For as long as I can remember I have grown up around men. Like real man’s men, football loving, basketball playing, I don’t mind sweating men or getting dirty men. In the same regard the men I was blessed to grow up around were secure. They were secure in their masculinity and secure in who they were. 

You see the men I speak of were my grandfather, my dad, my uncles, great uncles, cousins, mentors, and coaches.
As I look back I can’t remember a time my dad didn’t give me a hug and/or kiss my forehead and tell me he loved me as I departed him. My uncle acted the same way. I was my grandpas shadow and he didn’t mind letting me know he loved me.

Yet all these men were masculine, secure, STRAIGHT men! My mentor would provide a welcome hug and handshake my coaches usually did the same. That set the foundation for me knowing I can be a man and that my masculinity is not attached to behavior. It is a sense of self. It also taught me what to expect from people who say they care about you. 
I opened this post with that background, because it seems maybe I experienced a twighlight zone movie. More and more on social media, some woman unfamiliar with what it takes to be a masculine and secure man is telling men what acceptable behavior and clothing is for men. When a man is not behaving how these women and men see fit he is now associated with one of the most unintelligent and juvenile terms used to slander a man. He’s called gay!

Within the past three months alone I have seen women and some supposedly masculine men refer to men who wear a short and shirt sewn together as “gay.” I have even seen a woman refer to a man who eats brunch with another group of men, without a woman as gay. 
Men should not be worrying about what another man is doing that makes him happy and fits his life.
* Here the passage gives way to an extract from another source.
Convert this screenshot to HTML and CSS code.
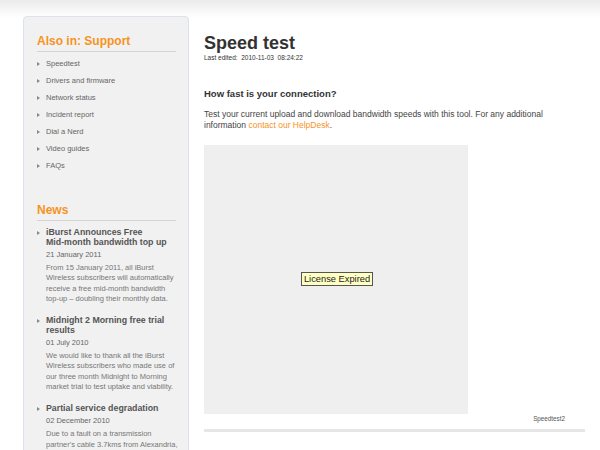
FILE: index.html
```html
<!DOCTYPE html>
<html>
<head>
<meta charset="utf-8">
<link rel="stylesheet" href="styles.css">
</head>
<body>
<div class="topfade"></div>
<div class="page">
  <aside class="sidebar">
    <h2 class="side-title">Also in: Support</h2>
    <ul class="menu">
      <li>Speedtest</li>
      <li>Drivers and firmware</li>
      <li>Network status</li>
      <li>Incident report</li>
      <li>Dial a Nerd</li>
      <li>Video guides</li>
      <li>FAQs</li>
    </ul>
    <h2 class="side-title news-title">News</h2>
    <ul class="news">
      <li>
        <div class="news-head">iBurst Announces Free <span class="nowrap">Mid-month</span> bandwidth top up</div>
        <div class="news-date">21 January 2011</div>
        <div class="news-body">From 15 January 2011, all iBurst Wireless subscribers will automatically receive a free <span class="nowrap">mid-month</span> bandwidth top-up – doubling their monthly data.</div>
      </li>
      <li>
        <div class="news-head">Midnight 2 Morning free trial results</div>
        <div class="news-date">01 July 2010</div>
        <div class="news-body">We would like to thank all the iBurst Wireless subscribers who made use of our three month Midnight to Morning market trial to test uptake and viability.</div>
      </li>
      <li>
        <div class="news-head">Partial service degradation</div>
        <div class="news-date">02 December 2010</div>
        <div class="news-body">Due to a fault on a transmission partner's cable 3.7kms from Alexandria, some subscribers experienced degraded service.</div>
      </li>
    </ul>
  </aside>
  <main class="main">
    <h1 class="title">Speed test</h1>
    <div class="edited">Last edited:&nbsp; 2010-11-03&nbsp; 08:24:22</div>
    <h3 class="subtitle">How fast is your connection?</h3>
    <p class="intro">Test your current upload and download bandwidth speeds with this tool. For any additional information <a class="link" href="#">contact our HelpDesk</a>.</p>
    <div class="applet">
      <span class="expired">License Expired</span>
    </div>
    <div class="caption">Speedtest2</div>
    <div class="rule"></div>
  </main>
</div>
</body>
</html>
```
FILE: styles.css
```css
html, body {
  margin: 0;
  padding: 0;
  background: #fff;
  font-family: "Liberation Sans", Arial, sans-serif;
  color: #555;
  height: 450px;
  overflow: hidden;
}
.topfade {
  position: absolute;
  left: 0;
  top: 0;
  width: 100%;
  height: 18px;
  background: linear-gradient(#ebebeb, #ffffff);
}
.page {
  position: relative;
  display: flex;
  gap: 15px;
  padding: 16px 0 0 23px;
}
.sidebar {
  width: 139px;
  flex: none;
  background: #f1f1f1;
  border: 1px solid #dde3ec;
  border-radius: 4px;
  padding: 16px 12px 0 13px;
  height: 600px;
}
.side-title {
  margin: 0;
  font-size: 12px;
  line-height: 16px;
  font-weight: bold;
  color: #f7931e;
  padding-bottom: 2px;
  border-bottom: 1px solid #d4d4d4;
}
.menu {
  list-style: none;
  margin: 0;
  padding: 3px 0 0 0;
}
.menu li, .news li {
  position: relative;
  padding-left: 9px;
}
.menu li {
  font-size: 7.5px;
  color: #666;
  line-height: 17px;
}
.menu li::before, .news li::before {
  content: "";
  position: absolute;
  left: 0;
  top: 7px;
  border-left: 3px solid #888;
  border-top: 2px solid transparent;
  border-bottom: 2px solid transparent;
}
.news-title {
  margin-top: 28px;
}
.news {
  list-style: none;
  margin: 0;
  padding: 6px 0 0 0;
}
.news li {
  margin-bottom: 11px;
}
.news li::before {
  top: 4px;
}
.nowrap {
  white-space: nowrap;
}
.news-head {
  font-size: 8.8px;
  font-weight: bold;
  color: #555;
  line-height: 10px;
}
.news-date {
  font-size: 7.5px;
  color: #666;
  margin-top: 3px;
  line-height: 10px;
}
.news-body {
  font-size: 7.5px;
  color: #777;
  line-height: 10.3px;
  margin-top: 3px;
  margin-right: -4px;
}
.main {
  width: 381px;
  flex: none;
}
.title {
  margin: 16px 0 0 0;
  font-size: 18px;
  font-weight: bold;
  color: #333;
  line-height: 22px;
}
.edited {
  font-size: 6.5px;
  line-height: 8px;
  color: #333;
  margin-top: 0;
}
.subtitle {
  margin: 26px 0 0 0;
  font-size: 9.5px;
  font-weight: bold;
  color: #333;
}
.intro {
  margin: 10px 0 0 0;
  font-size: 8.5px;
  line-height: 11px;
  color: #444;
}
.link {
  color: #f7931e;
  text-decoration: none;
}
.applet {
  margin-top: 14px;
  width: 264px;
  height: 269px;
  background: #efefef;
  display: flex;
  align-items: center;
  justify-content: center;
}
.expired {
  font-size: 9.3px;
  color: #222;
  background: #ffffc2;
  border: 1px solid #555;
  padding: 1px 2px;
  margin-left: 2px;
  margin-top: -2px;
}
.caption {
  font-size: 6.3px;
  color: #555;
  text-align: right;
  padding-right: 20px;
  margin-top: 1px;
}
.rule {
  margin-top: 7px;
  height: 3px;
  background: #e6e6e6;
}
```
I cannot understand how a woman or man, someone who is secure in themselves and happy with their life, would be worried why another man has on shorts with a shirt or why that man is brunching with another group of men. 

Besides that breaking bread, as it’s commonly called in educated circles, is a way for many people to connect be it socially, be it for business, be it spiritually. It seems many are unaware of ways to do business and thus stagnant professionally, socially, and spiritually.
Though I may not wear a romper or romphim, what another man wears will not impact my paycheck, it will not make me uncomfortable, and I do not really have time to be worrying about what they do with their body and their clothing that they paid for and work for. 
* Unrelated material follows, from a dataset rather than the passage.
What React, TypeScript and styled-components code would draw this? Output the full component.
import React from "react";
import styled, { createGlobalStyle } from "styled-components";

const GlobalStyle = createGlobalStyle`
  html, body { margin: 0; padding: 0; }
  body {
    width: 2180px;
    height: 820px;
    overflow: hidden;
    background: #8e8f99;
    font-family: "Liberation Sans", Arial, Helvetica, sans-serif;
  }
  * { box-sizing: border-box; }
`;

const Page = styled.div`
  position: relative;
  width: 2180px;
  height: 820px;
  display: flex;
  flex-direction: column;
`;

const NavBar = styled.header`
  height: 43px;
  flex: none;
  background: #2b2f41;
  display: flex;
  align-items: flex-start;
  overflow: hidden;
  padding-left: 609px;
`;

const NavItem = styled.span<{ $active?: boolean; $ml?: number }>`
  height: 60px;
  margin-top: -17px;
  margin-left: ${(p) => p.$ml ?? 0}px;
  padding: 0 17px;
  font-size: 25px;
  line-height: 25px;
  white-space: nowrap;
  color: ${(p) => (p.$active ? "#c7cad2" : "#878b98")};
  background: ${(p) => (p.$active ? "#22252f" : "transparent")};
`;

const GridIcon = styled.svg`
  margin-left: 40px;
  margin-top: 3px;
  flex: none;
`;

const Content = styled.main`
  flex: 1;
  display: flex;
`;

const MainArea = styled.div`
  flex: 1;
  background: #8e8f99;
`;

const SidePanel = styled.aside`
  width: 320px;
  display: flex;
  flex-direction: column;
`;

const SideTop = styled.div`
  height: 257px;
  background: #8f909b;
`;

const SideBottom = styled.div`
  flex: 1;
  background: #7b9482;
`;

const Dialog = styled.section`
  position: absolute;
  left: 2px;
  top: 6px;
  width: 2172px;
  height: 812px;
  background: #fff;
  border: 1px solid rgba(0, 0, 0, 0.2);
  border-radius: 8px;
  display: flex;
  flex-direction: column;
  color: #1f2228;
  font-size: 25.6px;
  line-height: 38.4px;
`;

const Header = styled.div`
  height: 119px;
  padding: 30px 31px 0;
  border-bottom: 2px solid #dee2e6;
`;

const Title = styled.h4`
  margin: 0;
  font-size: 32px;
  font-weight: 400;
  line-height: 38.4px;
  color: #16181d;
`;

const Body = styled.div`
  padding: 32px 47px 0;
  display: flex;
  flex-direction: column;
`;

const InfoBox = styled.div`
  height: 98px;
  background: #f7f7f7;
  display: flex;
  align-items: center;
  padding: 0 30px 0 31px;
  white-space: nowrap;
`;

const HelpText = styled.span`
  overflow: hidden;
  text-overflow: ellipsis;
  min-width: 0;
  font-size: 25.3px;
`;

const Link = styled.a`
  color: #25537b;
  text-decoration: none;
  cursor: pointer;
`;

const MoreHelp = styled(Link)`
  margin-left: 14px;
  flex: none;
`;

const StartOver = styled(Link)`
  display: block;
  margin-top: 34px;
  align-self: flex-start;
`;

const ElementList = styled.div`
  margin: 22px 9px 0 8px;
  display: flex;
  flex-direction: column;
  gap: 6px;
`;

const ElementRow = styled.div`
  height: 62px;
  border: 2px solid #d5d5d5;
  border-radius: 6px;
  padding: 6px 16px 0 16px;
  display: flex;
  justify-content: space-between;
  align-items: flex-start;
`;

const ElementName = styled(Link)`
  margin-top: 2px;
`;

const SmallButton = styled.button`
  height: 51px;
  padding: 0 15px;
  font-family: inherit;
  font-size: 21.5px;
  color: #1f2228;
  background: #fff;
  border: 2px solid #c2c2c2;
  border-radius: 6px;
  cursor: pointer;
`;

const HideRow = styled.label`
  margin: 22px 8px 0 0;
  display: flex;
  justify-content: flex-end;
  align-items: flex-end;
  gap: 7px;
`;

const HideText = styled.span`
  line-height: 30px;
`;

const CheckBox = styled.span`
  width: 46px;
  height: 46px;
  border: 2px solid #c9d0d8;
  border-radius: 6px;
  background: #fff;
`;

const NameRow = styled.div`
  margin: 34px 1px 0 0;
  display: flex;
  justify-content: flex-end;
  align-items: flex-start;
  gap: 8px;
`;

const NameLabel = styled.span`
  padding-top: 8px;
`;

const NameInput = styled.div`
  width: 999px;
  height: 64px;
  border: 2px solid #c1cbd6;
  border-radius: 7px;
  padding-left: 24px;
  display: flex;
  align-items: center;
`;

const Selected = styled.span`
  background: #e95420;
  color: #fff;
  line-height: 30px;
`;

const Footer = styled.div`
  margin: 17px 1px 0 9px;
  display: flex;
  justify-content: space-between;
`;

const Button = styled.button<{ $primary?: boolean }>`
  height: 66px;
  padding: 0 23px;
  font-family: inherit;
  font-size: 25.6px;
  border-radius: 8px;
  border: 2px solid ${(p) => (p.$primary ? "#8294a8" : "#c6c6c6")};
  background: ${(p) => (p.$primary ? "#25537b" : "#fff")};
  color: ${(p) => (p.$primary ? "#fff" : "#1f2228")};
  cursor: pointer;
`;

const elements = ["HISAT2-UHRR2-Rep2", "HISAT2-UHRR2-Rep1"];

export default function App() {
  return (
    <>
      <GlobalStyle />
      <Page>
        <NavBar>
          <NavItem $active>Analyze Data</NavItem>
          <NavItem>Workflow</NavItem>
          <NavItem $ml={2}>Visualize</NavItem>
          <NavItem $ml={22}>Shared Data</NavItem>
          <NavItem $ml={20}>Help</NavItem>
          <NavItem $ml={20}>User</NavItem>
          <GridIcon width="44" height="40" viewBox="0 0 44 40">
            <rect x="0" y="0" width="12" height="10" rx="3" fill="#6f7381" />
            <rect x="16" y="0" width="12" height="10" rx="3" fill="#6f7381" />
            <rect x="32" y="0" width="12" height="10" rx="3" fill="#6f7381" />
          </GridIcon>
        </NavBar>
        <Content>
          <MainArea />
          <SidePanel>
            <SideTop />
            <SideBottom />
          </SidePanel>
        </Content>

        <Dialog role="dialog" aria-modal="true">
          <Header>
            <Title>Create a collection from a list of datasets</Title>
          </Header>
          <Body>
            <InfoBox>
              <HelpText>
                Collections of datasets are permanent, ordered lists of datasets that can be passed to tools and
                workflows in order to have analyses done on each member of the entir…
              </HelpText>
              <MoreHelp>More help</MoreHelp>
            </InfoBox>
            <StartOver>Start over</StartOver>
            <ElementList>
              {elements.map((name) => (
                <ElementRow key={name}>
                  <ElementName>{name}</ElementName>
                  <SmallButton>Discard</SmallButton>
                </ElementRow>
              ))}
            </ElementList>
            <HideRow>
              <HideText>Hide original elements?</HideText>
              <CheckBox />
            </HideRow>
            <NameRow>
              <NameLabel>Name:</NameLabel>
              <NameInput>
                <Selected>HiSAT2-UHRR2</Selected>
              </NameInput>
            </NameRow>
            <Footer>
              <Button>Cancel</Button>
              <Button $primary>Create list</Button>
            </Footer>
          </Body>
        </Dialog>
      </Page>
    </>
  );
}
Next, STOP using terms like GAY, to describe someone’s actions or as a slur. There are other adjectives that fit and they are a bit more intelligent. Find something that really speaks to what you are trying to say. Using the term gay as a slanderous term reduces your intelligence level down to a kindergartener or first grader and even then we should teach our children that their are better words for use to describe individuals. We should even teach our kids that name-calling is not acceptable. 
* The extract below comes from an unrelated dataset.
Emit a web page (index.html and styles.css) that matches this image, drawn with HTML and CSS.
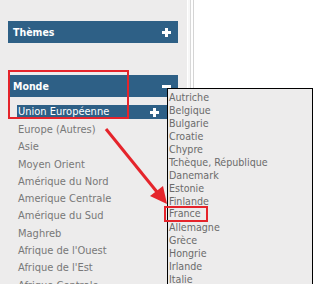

As I sit back I now realize why it is so hard for many of the great straight men I know who are secure to meet, date, and marry. If they are labeled gay for having taste, being cultured, having brunch with their fraternity brothers, colleagues, and friends what hope do they have. My mentor had hosted brunch for men to connect and discuss ways in which we can work together for quite some time and those relationships he has fostered have provided a brotherhood of men from various walks of life, in a multitude of career fields, and helped entrepreneurs across this country. Some of you ladies are missing your King, because he wore a romper and had brunch with the fellas while drinking champagne and not a sagging while drinking a Old English sitting in the backyard. 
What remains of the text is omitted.